Wie pleidooien voor een sterke overheidssturing zoekt, komt opvallend genoeg niet bij transitiedeskundigen uit, maar bij gezondheidswetenschappers als Maartje Poelman van de Universiteit Utrecht. Poelman stelt klip en klaar dat ‘structurele, universele (preventieve) maatregelen die gericht zijn op de gehele bevolking (bijvoorbeeld het verminderen van het zoutgehalte in soep, een soda-taks) tot meer gezondheidswinst leiden dan een aanpak waarin de eigen verantwoordelijkheid van het individu centraal staat (bijvoorbeeld individueel dieetadvies).’ Conclusie: stel paal en perk aan het dogma van de consumentensoevereiniteit: laat bedrijven en overheid de keuzes inperken en sturen.
MISVATTING 3: TUSSEN DROOM EN DAAD STAAN GEEN WETTEN IN DE WEG
Misschien komt het omdat er geen juristen zijn uitgenodigd, maar ik vind in de position papers weinig besef van de manier waarop het mededingingsrecht de verduurzaming bemoeilijkt.
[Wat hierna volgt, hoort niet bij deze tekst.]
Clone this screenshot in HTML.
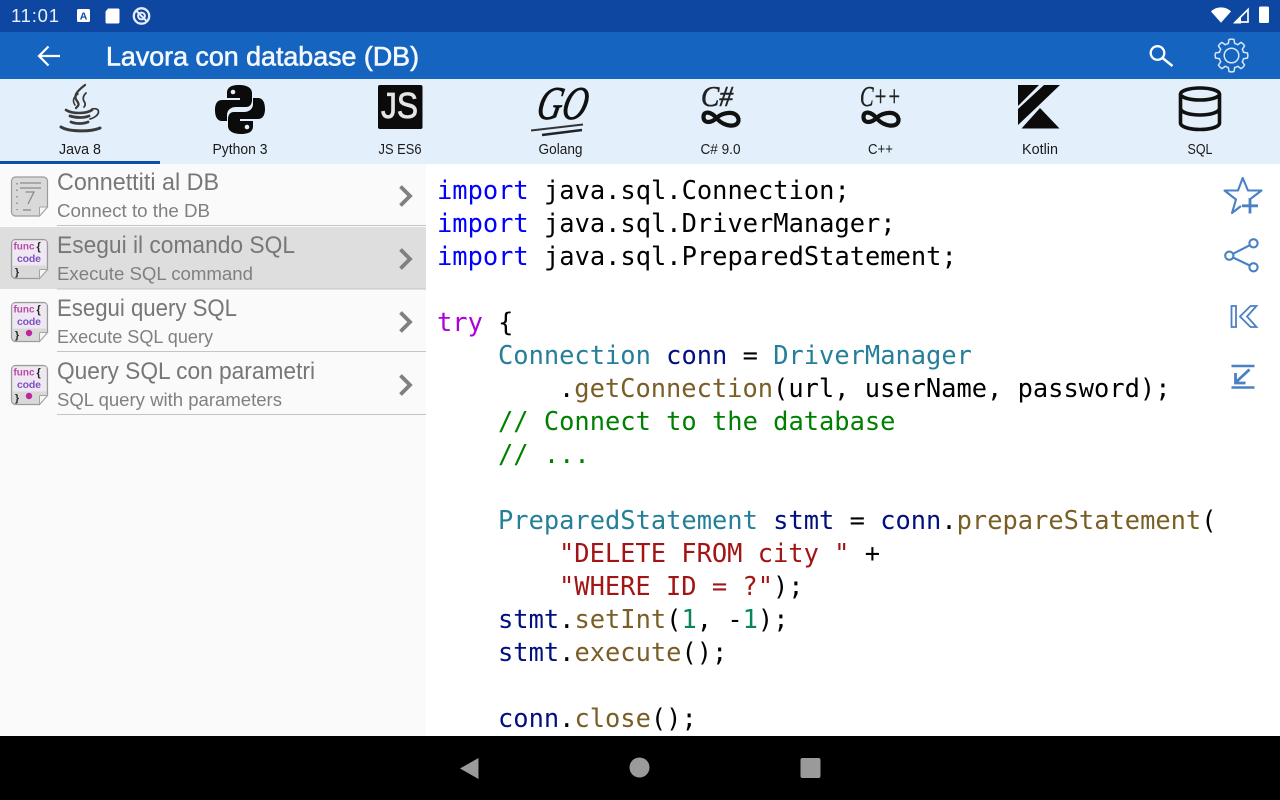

Dat mededingingsrecht is geschoeid op een economistisch wereldbeeld waarin consumenten en producenten elkaar altijd vinden in een perfect competitieve markt met volledige informatie. Dat heeft geleid tot de huidige situatie, waarin duurzaam voedsel een nicheproduct is voor een beperkte groep consumenten, die iets meer betalen voor een product dat vaak maar een beetje duurzamer is (‘fair trade’, ‘beter leven’ etcetera).
Wie wil dat de markt meer doet, zal afspraken tussen bedrijven toe moeten staan. Het mededingingsrecht bekommert zich echter vooral om de consument; niet om het milieu of dierenwelzijn. Het kabinet heeft twee weken geleden een wetsvoorstel naar de Raad van State gestuurd om de mededingingsregels te omzeilen via een soort algemeen verbindende verklaring van duurzaamheidsafspraken tussen bedrijven. Maar de lat daarvoor ligt hoog en het is maar zeer de vraag of zulke wettelijke maatregelen toch weer niet op bezwaren uit Brussel zullen stuiten. Conclusie: verduurzaming van ons voedsel vereist een herziening van het mededingingsrecht en de interpretatie daarvan door de nationale en Europese kartelwaakhonden.
Laten we de balans opmaken: deze hoorzitting biedt een unieke kans om de Tweede Kamer te doordringen van de noodzaak tot verandering van ons voedselsysteem. Maar ik vind dat de meeste deelnemers aan het gesprek een te groot vertrouwen hebben in de onzichtbare hand van de markt, de kansen van nieuwe technologie en de mogelijkheden van een ‘bottom-up’ voedseltransitie. Dat brengt het gevaar met zich mee dat de commissieleden deze hoorzitting vooral als een aanmoediging zien om lekker achterover te blijven leunen en de samenleving het werk te laten doen.
Wie echter met een scherp oog naar de position papers kijkt, ziet dat er een onderstroom is die niet meegaat in dit vertoog. Dat zijn de mensen die er voor pleiten van een landbouwbeleid naar een voedselbeleid te gaan, die laten zien dat marktpartijen gevangen zitten in winstgedrevenheid en die aantonen dat de meeste consumenten niet op eigen kracht tot een gezonde keuze komen. Het zijn ook de mensen die het meest duidelijk pleiten voor een overheid die actief en dwingend optreedt waar dat moet, en sturend en faciliterend waar dat kan. Voor zo’n actieve opstelling hebben we kamerleden nodig die op het puntje van hun stoel gaan zitten en beseffen dat zij zelf de sleutel in handen hebben naar een beter voedselsysteem.